Peddling the sort of widescreen, full-fat, parental advisory schlock rock that makes you realise that life is, indeed, a cabaret (even if it is a twisted, dark and decidedly alarming one), Lovecraft are the most refreshing, disturbing and theatrical musical troupe the city’s seen since Deafschool.
For the past decade or so, they’ve been brewing their incendiary stew of vaudeville meets murder ballad, folk meets fairground, robot rock.

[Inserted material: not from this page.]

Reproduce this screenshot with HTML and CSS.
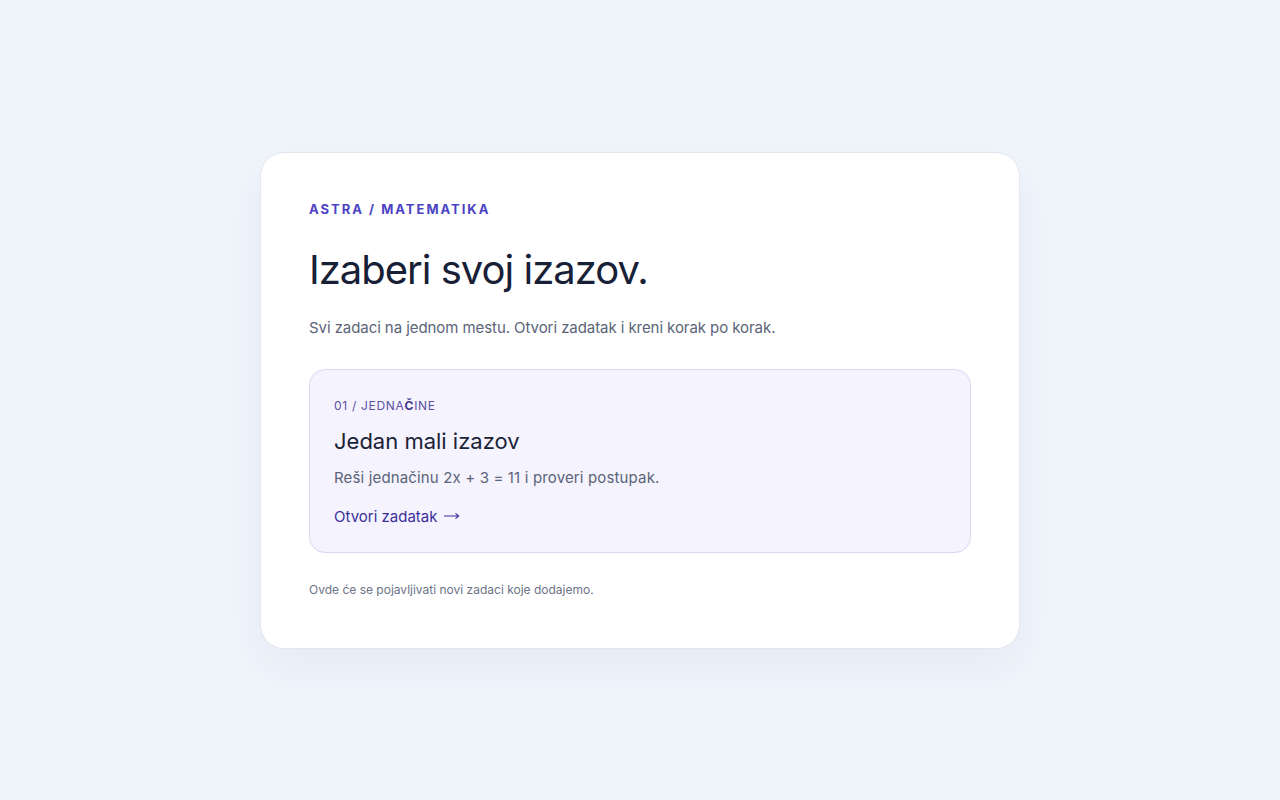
FILE: index.html
```html
<!DOCTYPE html>
<html lang="sr">
<head>
  <meta charset="UTF-8">
  <title>Astra / Matematika</title>
  <link rel="stylesheet" href="styles.css">
</head>
<body>
  <main class="panel">
    <div class="eyebrow">Astra / Matematika</div>
    <h1>Izaberi svoj izazov.</h1>
    <p class="lead">Svi zadaci na jednom mestu. Otvori zadatak i kreni korak po korak.</p>

    <!-- lista zadataka -->
    <article class="task">
      <div class="task-meta">01 / Jedna<b>č</b>ine</div>
      <h2>Jedan mali izazov</h2>
      <p class="task-desc">Reši jednačinu 2x + 3 = 11 i proveri postupak.</p>
      <a class="task-link" href="#">Otvori zadatak
        <svg class="arrow" width="17" height="8" viewBox="0 0 17 8" aria-hidden="true">
          <path d="M1 4H15.5M12.5 1.3L15.6 4L12.5 6.7" fill="none" stroke="currentColor" stroke-width="1.1"/>
        </svg>
      </a>
    </article>

    <p class="note">Ovde će se pojavljivati novi zadaci koje dodajemo.</p>
  </main>
</body>
</html>
```

FILE: styles.css
```css
* { box-sizing: border-box; }

body {
  margin: 0;
  min-height: 100vh;
  display: flex;
  align-items: center;
  justify-content: center;
  background: #f0f4fb;
  font-family: "Inter", "Liberation Sans", sans-serif;
  color: #172036;
}

.panel {
  width: 760px;
  padding: 47px 48px 49px;
  background: #fff;
  border: 1px solid #e1e6ef;
  border-radius: 24px;
  box-shadow: 0 18px 48px rgba(30, 50, 100, 0.05);
}

.eyebrow {
  font-size: 13px;
  line-height: 18px;
  font-weight: 700;
  letter-spacing: 2px;
  text-transform: uppercase;
  color: #4c42c4;
}

h1 {
  margin: 28px 0 0;
  font-size: 40px;
  line-height: 48px;
  font-weight: 400;
  letter-spacing: -1px;
  color: #172036;
}

.lead {
  margin: 22px 0 0;
  font-size: 15px;
  line-height: 24px;
  letter-spacing: -0.07px;
  color: #5b6478;
}

.task {
  margin-top: 29px;
  padding: 27px 24px 23px;
  background: #f5f3fe;
  border: 1px solid #ddd7f2;
  border-radius: 16px;
}

.task-meta {
  font-size: 12px;
  line-height: 18px;
  letter-spacing: 0.7px;
  text-transform: uppercase;
  color: #5a4fa3;
}

.task-meta b {
  font-weight: 700;
  color: #3f358f;
}

.task h2 {
  margin: 11px 0 0;
  font-size: 22px;
  line-height: 30px;
  font-weight: 400;
  color: #1b2236;
}

.task-desc {
  margin: 10px 0 0;
  font-size: 15px;
  line-height: 24px;
  letter-spacing: 0.15px;
  color: #5b6478;
}

.task-link {
  display: inline-block;
  margin-top: 15px;
  font-size: 15px;
  line-height: 24px;
  color: #3a2f99;
  text-decoration: none;
}

.arrow {
  margin-left: 1px;
  vertical-align: 2px;
}

.note {
  margin: 28px 0 0;
  font-size: 12px;
  line-height: 18px;
  color: #6b7386;
}
```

Their debut album, Whistle and I’ll Come To You, My Lad (on the indefatigable Probe Plus) is out now – and it’s just about the most complete musical manifesto we’ve heard in many a summer.

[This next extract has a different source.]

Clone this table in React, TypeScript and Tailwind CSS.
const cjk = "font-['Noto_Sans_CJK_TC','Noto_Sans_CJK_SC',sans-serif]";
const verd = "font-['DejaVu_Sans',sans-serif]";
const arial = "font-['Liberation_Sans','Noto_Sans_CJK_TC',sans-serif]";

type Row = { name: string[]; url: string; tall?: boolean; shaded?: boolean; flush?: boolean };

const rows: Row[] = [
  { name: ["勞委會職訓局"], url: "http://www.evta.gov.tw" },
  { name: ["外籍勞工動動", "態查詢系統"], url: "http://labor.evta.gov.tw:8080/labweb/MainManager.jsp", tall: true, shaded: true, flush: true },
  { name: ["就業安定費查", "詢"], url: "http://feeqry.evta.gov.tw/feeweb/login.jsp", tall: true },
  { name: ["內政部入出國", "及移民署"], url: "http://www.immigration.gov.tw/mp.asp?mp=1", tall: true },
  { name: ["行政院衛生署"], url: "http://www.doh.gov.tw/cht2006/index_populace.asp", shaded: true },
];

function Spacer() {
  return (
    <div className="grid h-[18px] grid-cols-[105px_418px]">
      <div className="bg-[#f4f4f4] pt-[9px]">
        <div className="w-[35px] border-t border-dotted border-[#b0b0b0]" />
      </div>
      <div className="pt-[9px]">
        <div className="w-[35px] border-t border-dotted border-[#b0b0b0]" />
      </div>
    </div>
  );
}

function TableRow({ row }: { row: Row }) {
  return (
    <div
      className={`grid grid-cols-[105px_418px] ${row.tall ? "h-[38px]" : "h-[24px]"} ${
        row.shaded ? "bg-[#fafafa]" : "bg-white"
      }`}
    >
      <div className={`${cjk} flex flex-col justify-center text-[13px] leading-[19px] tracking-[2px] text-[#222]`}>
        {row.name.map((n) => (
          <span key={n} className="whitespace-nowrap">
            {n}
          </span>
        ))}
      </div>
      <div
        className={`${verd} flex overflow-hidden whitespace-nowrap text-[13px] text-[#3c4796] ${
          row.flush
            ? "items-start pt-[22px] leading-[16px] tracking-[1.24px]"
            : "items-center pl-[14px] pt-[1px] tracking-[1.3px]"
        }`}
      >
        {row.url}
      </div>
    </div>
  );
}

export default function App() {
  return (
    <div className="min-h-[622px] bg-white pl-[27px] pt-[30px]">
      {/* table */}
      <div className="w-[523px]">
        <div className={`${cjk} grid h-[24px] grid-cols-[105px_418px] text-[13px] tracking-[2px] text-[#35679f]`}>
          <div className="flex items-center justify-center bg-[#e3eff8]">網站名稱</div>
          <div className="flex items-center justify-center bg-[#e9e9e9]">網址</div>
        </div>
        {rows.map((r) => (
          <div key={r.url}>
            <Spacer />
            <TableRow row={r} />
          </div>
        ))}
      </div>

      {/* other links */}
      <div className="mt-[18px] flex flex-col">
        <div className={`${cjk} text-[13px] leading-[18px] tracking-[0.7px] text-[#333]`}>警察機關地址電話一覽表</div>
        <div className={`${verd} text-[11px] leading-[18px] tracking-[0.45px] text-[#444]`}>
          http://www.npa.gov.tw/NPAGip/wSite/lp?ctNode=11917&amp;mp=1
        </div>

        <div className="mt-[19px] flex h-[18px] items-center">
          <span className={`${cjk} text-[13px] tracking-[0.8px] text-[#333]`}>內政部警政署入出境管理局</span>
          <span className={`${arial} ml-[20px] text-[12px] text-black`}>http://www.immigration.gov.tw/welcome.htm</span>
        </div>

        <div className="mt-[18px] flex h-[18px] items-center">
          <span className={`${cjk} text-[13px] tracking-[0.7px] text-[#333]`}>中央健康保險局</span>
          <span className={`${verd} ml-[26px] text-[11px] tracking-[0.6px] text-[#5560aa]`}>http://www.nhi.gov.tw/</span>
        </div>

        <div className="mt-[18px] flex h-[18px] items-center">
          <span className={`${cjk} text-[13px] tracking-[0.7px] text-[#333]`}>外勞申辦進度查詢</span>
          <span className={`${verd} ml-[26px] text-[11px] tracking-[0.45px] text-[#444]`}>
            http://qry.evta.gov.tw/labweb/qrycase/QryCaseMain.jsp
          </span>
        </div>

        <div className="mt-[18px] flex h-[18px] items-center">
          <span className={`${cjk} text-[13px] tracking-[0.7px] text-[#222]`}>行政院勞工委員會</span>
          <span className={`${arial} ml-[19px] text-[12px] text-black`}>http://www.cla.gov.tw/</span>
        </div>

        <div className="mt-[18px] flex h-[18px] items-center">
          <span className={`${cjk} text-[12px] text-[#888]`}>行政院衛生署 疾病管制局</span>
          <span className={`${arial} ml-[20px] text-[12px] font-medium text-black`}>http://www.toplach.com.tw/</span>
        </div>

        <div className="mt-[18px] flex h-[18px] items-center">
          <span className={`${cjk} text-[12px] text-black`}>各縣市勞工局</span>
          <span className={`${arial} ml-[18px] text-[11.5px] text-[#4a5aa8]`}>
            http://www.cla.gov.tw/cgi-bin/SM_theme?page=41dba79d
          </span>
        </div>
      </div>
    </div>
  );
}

Imagine Bowie meets Bauhaus, by way of the Damned and Lady Gaga and you’re getting close to their orbit. Play the whole thing and you’re way past the event horizon, sucked in, and mutated forever. ‘We’re getting terribly bored of Burlesque,’ frontman Craig Sinclair tells David Lloyd. With influences as wide and wonderful as theirs, how could we not ask them for their summer spotify playlist?

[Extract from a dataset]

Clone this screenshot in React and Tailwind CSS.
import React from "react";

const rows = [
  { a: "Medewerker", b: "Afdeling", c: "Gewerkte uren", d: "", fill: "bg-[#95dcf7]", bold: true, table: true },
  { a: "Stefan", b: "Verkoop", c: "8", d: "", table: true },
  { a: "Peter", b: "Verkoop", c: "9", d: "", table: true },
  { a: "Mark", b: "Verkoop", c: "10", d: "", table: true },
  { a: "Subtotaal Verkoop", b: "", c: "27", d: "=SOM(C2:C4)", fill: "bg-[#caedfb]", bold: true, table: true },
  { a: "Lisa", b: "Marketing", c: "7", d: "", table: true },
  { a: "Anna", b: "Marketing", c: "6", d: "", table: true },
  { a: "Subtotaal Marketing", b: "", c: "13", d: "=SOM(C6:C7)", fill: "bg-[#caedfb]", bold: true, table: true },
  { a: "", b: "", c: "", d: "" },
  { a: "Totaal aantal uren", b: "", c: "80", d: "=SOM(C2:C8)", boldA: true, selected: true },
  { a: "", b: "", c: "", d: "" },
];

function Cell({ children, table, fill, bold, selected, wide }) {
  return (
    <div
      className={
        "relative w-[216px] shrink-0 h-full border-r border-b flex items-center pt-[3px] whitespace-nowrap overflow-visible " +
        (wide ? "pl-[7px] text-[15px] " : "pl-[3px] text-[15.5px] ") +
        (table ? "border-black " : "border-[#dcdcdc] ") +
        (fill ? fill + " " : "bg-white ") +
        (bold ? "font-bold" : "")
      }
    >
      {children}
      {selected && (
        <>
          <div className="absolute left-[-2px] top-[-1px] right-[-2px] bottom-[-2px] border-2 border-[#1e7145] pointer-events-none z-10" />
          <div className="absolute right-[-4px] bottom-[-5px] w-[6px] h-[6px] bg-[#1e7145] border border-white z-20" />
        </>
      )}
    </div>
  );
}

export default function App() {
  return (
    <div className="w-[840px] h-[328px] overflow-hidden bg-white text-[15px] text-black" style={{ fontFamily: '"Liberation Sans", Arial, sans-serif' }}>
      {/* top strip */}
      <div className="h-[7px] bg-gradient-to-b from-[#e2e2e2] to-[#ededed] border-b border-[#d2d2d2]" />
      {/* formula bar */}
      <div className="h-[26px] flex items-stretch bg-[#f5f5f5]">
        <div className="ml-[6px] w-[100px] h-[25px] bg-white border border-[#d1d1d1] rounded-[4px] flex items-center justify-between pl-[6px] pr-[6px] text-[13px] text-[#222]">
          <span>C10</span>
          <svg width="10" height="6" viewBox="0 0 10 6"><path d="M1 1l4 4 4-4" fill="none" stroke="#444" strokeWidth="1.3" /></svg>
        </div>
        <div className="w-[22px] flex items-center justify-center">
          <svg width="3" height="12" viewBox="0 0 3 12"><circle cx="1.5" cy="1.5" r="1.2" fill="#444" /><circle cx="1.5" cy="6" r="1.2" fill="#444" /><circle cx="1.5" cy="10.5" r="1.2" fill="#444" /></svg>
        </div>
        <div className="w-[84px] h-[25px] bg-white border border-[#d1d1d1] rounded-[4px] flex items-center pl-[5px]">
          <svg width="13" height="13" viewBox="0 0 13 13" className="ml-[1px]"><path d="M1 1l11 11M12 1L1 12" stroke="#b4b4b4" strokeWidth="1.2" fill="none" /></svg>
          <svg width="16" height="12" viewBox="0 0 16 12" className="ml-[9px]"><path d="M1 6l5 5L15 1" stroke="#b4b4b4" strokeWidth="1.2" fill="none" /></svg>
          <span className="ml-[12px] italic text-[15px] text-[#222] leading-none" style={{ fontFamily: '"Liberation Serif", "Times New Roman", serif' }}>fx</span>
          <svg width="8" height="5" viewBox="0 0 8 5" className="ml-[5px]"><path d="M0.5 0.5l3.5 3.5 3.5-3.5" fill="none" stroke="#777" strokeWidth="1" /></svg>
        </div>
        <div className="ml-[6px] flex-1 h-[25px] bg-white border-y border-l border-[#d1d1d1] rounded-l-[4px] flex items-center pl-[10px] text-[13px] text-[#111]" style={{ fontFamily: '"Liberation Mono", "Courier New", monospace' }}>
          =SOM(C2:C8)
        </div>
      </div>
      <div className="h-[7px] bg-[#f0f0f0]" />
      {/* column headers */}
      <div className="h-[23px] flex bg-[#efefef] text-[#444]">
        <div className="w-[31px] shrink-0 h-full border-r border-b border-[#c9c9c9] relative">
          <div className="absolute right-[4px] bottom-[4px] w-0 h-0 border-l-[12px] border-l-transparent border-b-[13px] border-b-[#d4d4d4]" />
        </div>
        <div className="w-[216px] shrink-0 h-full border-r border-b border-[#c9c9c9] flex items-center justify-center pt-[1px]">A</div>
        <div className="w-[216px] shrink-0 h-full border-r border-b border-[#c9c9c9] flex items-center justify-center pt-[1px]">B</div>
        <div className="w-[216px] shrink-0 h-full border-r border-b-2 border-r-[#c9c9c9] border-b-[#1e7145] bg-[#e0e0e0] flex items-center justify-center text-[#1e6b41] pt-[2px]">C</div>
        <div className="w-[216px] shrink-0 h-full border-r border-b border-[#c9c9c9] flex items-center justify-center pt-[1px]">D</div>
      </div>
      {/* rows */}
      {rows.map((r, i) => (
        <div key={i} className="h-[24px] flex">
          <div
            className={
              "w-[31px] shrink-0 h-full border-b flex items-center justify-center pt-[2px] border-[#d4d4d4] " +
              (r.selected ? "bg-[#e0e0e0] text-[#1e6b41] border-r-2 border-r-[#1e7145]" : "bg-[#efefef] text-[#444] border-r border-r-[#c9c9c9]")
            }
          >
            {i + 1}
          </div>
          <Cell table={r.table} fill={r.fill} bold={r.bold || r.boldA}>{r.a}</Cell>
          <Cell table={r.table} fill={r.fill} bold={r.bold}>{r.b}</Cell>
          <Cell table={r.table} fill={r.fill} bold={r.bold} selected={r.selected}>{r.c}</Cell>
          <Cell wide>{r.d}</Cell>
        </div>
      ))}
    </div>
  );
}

So, Lovecraft. What do you think you’re doing? Explain yourselves…
Our influences are varied across many different mediums, but musically The Sensational Alex Harvey Band, ABBA, The White Noise, BBC Radiophonic Workshop, Fleetwood Mac, Sparks, Darkthrone and Faust are some of our favourites. We also steal a lot of things from films (Powell & Pressberger, Hitchcock, Fritz Lang) and old TV shows we love like Sapphire & Steel, Tales Of The Unexpected and so on. Then of course our album is named after a short story by M.R. James. We like books too. The band is under a dictatorship and a democracy in varying degrees but it all just happens, there’s no formula to it really. When we’re talking about what to do with a song we’re usually holding our instruments.
How did you all get together? Tell us a bit about your family tree
We’ve had many different wobbly line-ups over the last nine years or so but now it is finally perfect. Everyone in the band does a fantastic job and are all delightful people, I must say. Our members are made up of people from various Liverpool bands – members and ex-members alike. Some of us were once in Zombina And The Skeletones and our newest member plays in a duncecore band called Organ Freeman.
Seems to us that you’re a total immersion experience – that the music is just part of the deal: how important is the look, taste and feel of Lovecraft, if we’re to really get to know you?
Very important – it’s part Hammer Horror, part Glitter Band fever dream! We taste like a banana split dipped in blood and white chocolate and we feel like that horrible feeling when you stand on a wet bathroom floor with socks on, but with someone cupping your erogenous zones at the same time. Eroto-disappointment. I’d like us to always be in costume, always performing, never off guard. I want my pop stars to be swaggering alien creatures, not everyday folk. There are few things duller than a pop star saying ‘yes, I’m just a regular person, mate’. I don’t want you to be regular! Put your cape on and get out of my sight!
What would be in the Lovecraft manifesto?
THERE IS A POLICEMAN INSIDE ALL OUR HEADS HE MUST BE DESTROYED.
Tell us about the album – happy with it?
We’re positively thrilled with our album. All is right with it. We’ve had the opportunity to record and release something in the past, but if we’d done it earlier it wouldn’t have worked – we’re smarter now and we eat the right greens. Each song exists within its own little world. It’s dignified but it doesn’t take itself too seriously either.
Do you mingle with others in the Liverpool music scene? Or are you ploughing your own murderdelic furrow?
As mentioned earlier we have mated with several others in the area – Zombina and The Skeletones, Organ Freeman, Apple Cannon, Rhubarb, a.P.A.t.T. and even Outfit – but we don’t like to outwardly align ourselves with anything else too much. These are friends and collaborators. Our murders are all our own work!
What do you think of the city’s musical state of health right now?
I think there are some good things happening but there’s still a wealth of horrible cack being peddled which we are here to combat and remedy with our own frightening brand of prog-pop eugenics.
What’s next? Where can we see you?
We’re organising a wee small tour for the summer but we’re still reeling from the magnificent night we had playing Shepherd’s Bush Empire supporting Half Man Half Biscuit recently. We’ll be spoiled brats after that – every stage will seem too small, every dressing room understocked with virgins, honey and wine. We’ll be making demands in our own living rooms before you know it!